Losses in overseas alternative investments have been cited as the main reason that several South Korean insurance companies recorded poor performances last year.
Mirae Asset Life Insurance and KB Insurance saw their operating profits drop sharply, while Lotte Insurance remained in the red with an operating loss of more than 20.8 billion won, according to its recent filing with the government regulator, the Financial Supervisory Service (FSS).
In contrast, major life and non-life insurers enjoyed a double-digit increase in their operating or net profits from 2019 due to higher insurance sales and improvement in their loss ratios.
The poor performances of the three insurance firms was mainly attributed to huge losses in their alternative investments, especially overseas alternative investments.
Mirae Asset Life Insurance captured a share of more than 50% in the variable insurance market, but its operating profit shrank 17.7% from 2019 as the valuation of its overseas assets plummeted, including fund investments in Brazilian real estate.
KB Insurance had to see a net profit decrease of 30% to strengthen its loss reserves on investments in the U.S. hotel business. Lotte Insurance recorded a loss of 20.8 billion won in operating profit as investment income fell by 181.6 billion won, even though it was able to save 220 billion won more than in 2019 by improving its loss ratio and saving operation costs. The company’s investments in aircraft and hotel sectors were severely hit by the Covid-19 pandemic.
Even before the pandemic, South Korea’s insurance companies hastily expanded overseas alternative investments to find out new revenue streams amid a low interest rate environment. The total exposure of 10 South Korean insurers to overseas alternative investment increased by around 50% from 10.5 trillion won at the end of 2017 to 15.4 trillion won in mid-2019. With the exposure increasing rapidly in such a short period of time, some experts had already warned of investment risks.

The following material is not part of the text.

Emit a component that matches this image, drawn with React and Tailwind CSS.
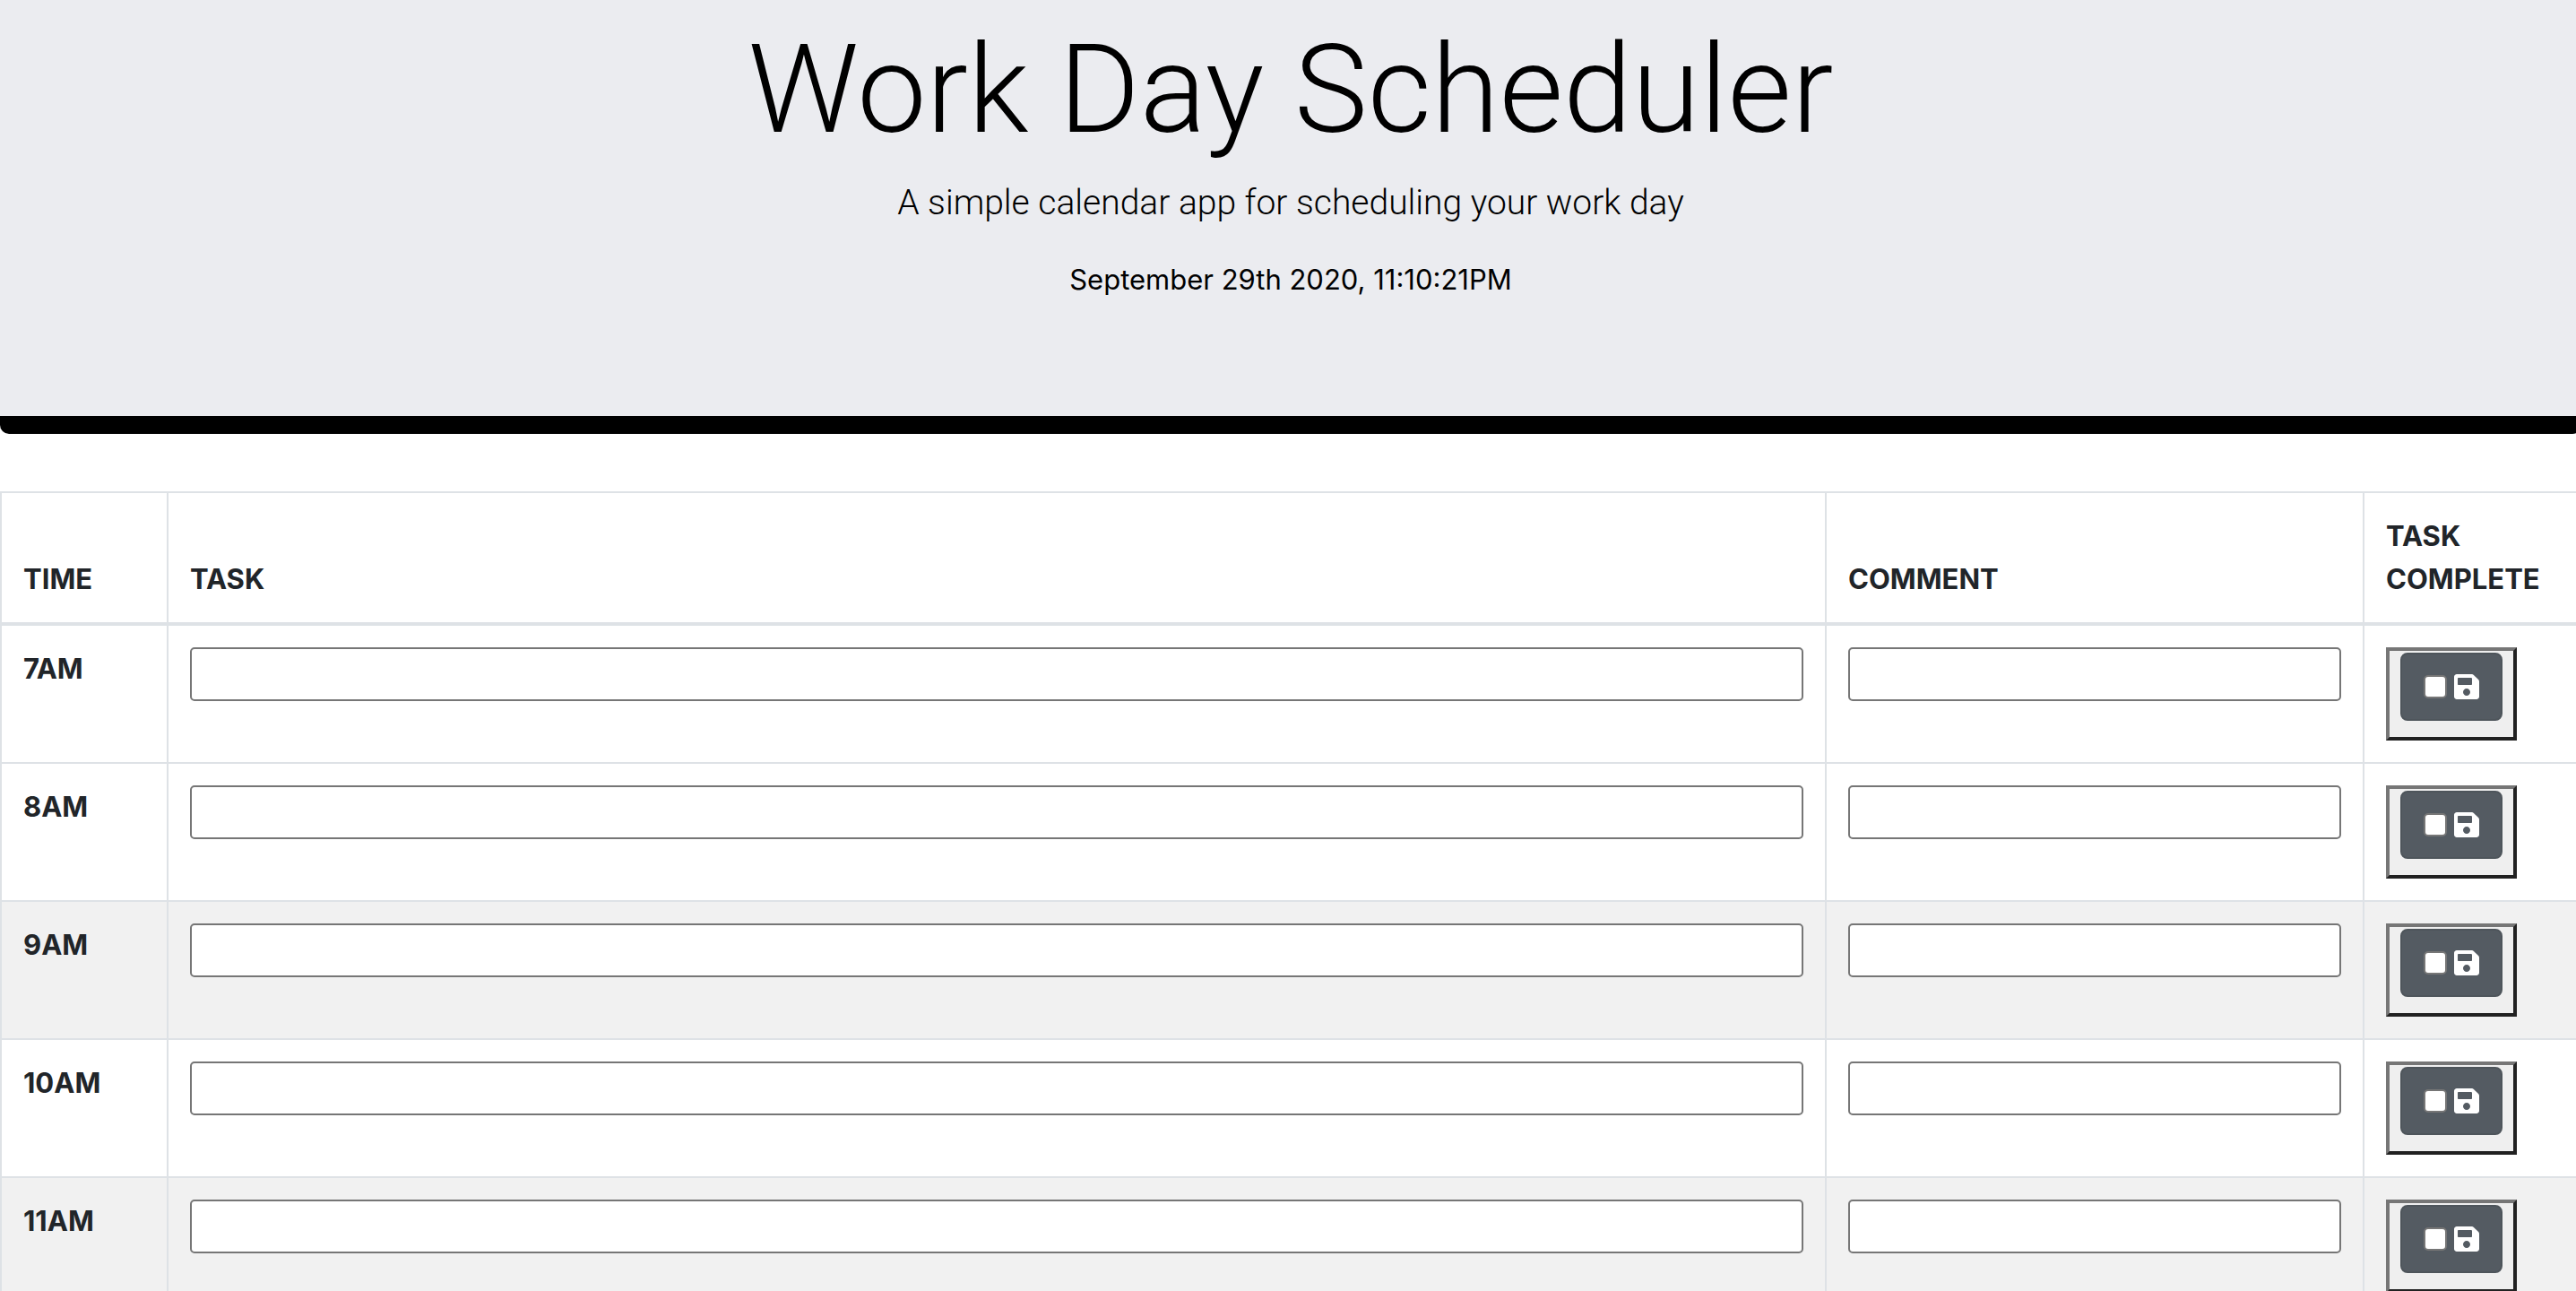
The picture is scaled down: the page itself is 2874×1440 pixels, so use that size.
const slots = [
  { time: "7AM", shaded: false },
  { time: "8AM", shaded: false },
  { time: "9AM", shaded: true },
  { time: "10AM", shaded: false },
  { time: "11AM", shaded: true },
];

function SaveIcon() {
  return (
    <svg viewBox="0 0 448 512" className="h-8 w-7" fill="currentColor" aria-hidden="true">
      <path d="M433.941 129.941l-83.882-83.882A48 48 0 0 0 316.118 32H48C21.49 32 0 53.49 0 80v352c0 26.51 21.49 48 48 48h352c26.51 0 48-21.49 48-48V163.882a48 48 0 0 0-14.059-33.941zM224 416c-35.346 0-64-28.654-64-64 0-35.346 28.654-64 64-64s64 28.654 64 64c0 35.346-28.654 64-64 64zm96-304.52V212c0 6.627-5.373 12-12 12H76c-6.627 0-12-5.373-12-12V108c0-6.627 5.373-12 12-12h228.52c3.183 0 6.235 1.264 8.485 3.515l3.48 3.48A11.996 11.996 0 0 1 320 111.48z" />
    </svg>
  );
}

function TextBox({ label }) {
  return (
    <input
      type="text"
      aria-label={label}
      className="block h-[60px] w-full rounded-[5px] border-2 border-[#767676] bg-white px-1"
    />
  );
}

function SlotRow({ time, shaded, first }) {
  const edge = first ? "border-t-4" : "border-t-2";
  const cell = `${edge} border-l-2 border-[#dee2e6] p-6 text-left align-top`;
  return (
    <tr className={shaded ? "bg-[#f1f1f1]" : "bg-white"}>
      <th scope="row" className={cell}>{time}</th>
      <td className={cell}>
        <TextBox label={`Task at ${time}`} />
      </td>
      <td className={cell}>
        <TextBox label={`Comment at ${time}`} />
      </td>
      <td className={cell}>
        <div className="h-[104px] w-[146px] border-4 border-t-[#767676] border-r-[#212121] border-b-[#212121] border-l-[#767676] bg-[#efefef] px-3 pt-0.5">
          <div className="flex h-[76px] items-center justify-center gap-2 rounded-lg border-2 border-[#4e555b] bg-[#545b62] text-white">
            <input
              type="checkbox"
              aria-label={`${time} complete`}
              className="size-[26px] appearance-none rounded-[5px] border-2 border-[#767676] bg-white checked:bg-blue-600"
            />
            <button type="button" aria-label={`Save ${time}`}>
              <SaveIcon />
            </button>
          </div>
        </div>
      </td>
    </tr>
  );
}

export default function App() {
  const head = "border-t-2 border-l-2 border-[#dee2e6] p-6 text-left align-bottom";
  return (
    <div className="h-screen overflow-hidden bg-white font-['Inter',sans-serif] text-[31px] leading-[48px] text-[#212529]">
      <div className="w-[calc(100%+6px)]">
        <header className="mb-16 rounded-b-[10px] border-b-[20px] border-black bg-[#ebecf0] pt-3.5 pb-32 text-center text-black">
          <h1 className="font-['Roboto',sans-serif] text-[138px] leading-[172px] font-light">
            Work Day Scheduler
          </h1>
          <p className="mt-2.5 font-['Roboto',sans-serif] text-[39px] leading-[60px] font-light">
            A simple calendar app for scheduling your work day
          </p>
          <p className="mt-8">September 29th 2020, 11:10:21PM</p>
        </header>
        <table className="w-full table-fixed border-separate border-spacing-0">
          <colgroup>
            <col className="w-[186px]" />
            <col />
            <col className="w-[600px]" />
            <col className="w-[244px]" />
          </colgroup>
          <thead>
            <tr>
              <th scope="col" className={head}>TIME</th>
              <th scope="col" className={head}>TASK</th>
              <th scope="col" className={head}>COMMENT</th>
              <th scope="col" className={head}>TASK COMPLETE</th>
            </tr>
          </thead>
          <tbody>
            {slots.map((slot, i) => (
              <SlotRow key={slot.time} {...slot} first={i === 0} />
            ))}
          </tbody>
        </table>
      </div>
    </div>
  );
}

“Insurance companies make it a rule to invest in low-risk alternative assets, but the pandemic dealt a blow to investments in hotel and aircraft businesses, which were usually considered safer than other types of assets,” said an industry researcher.
Insurers had made 70.4 trillion won in overseas alternative investment by the end of September 2020, or 6.5% of the total assets of 36 insurers that invest in overseas alternative assets, according to data released by FSS on Monday (February 22).
Investments had been profitable until September, with total returns reaching 2 trillion won, but losses began to mount in the wake of the Covid-19 outbreak, the FSS said.
The insurers have recorded a combined loss of 194.4 billion won from some of their alternative investments due to Covid-19, and losses could continue to grow, it added.
Real estate-related investment accounted for 24.1 trillion won of the alternative investments, with 20 trillion won in SOC and 9.3 trillion won in corporate acquisition and restructuring-related investment. The investment targets were 10.9 trillion won (15.5%) in offices, 8.5 trillion won (12.1%) in power generation and energy, 4.9 trillion won (7.0%) in aircraft and ships and 4.9 trillion won (7.0%) in acquisition financing such as private equity funds.
The investments were mainly made in advanced countries, including 26.8 trillion won (38.1%) in the U.S., 6.5 trillion won (9.2%) in England, 2.7 trillion won (3.8%) in France and 6.8 trillion won (9.7%) in other European countries.